According to one report, the old fan's name is Pepe. I love that random detail. Good on ya, casting folk.

There's a good reason why Be On decided to give itself the full-on promo-video rub: any brand- video factory needs to display its skills in the production of brand video, and where better to start than from inside your own marketing cattle pen? It's like a job application, in a way.

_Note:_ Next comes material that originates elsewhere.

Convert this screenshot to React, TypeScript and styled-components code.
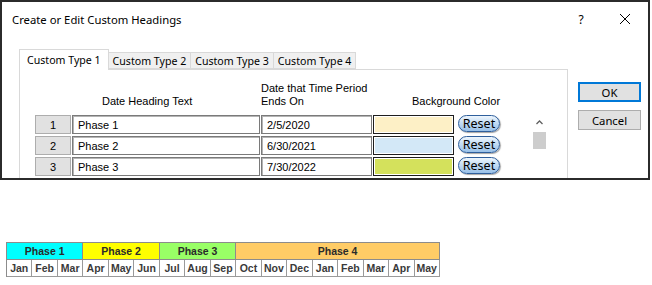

But the best argument in favor of what Be On can do for a brand is the Roma clip. Not that anybody who produces something of such sublime craft needs advice from an individual of my own pronounced dingbattery, but I'd blast this thing out far and wide. I'd re-tweet it until I'm served with a restraining order demanding that I cease doing so. "The Derby" deserves to be seen and, by any firm with brand-video ambitions of its own, studied.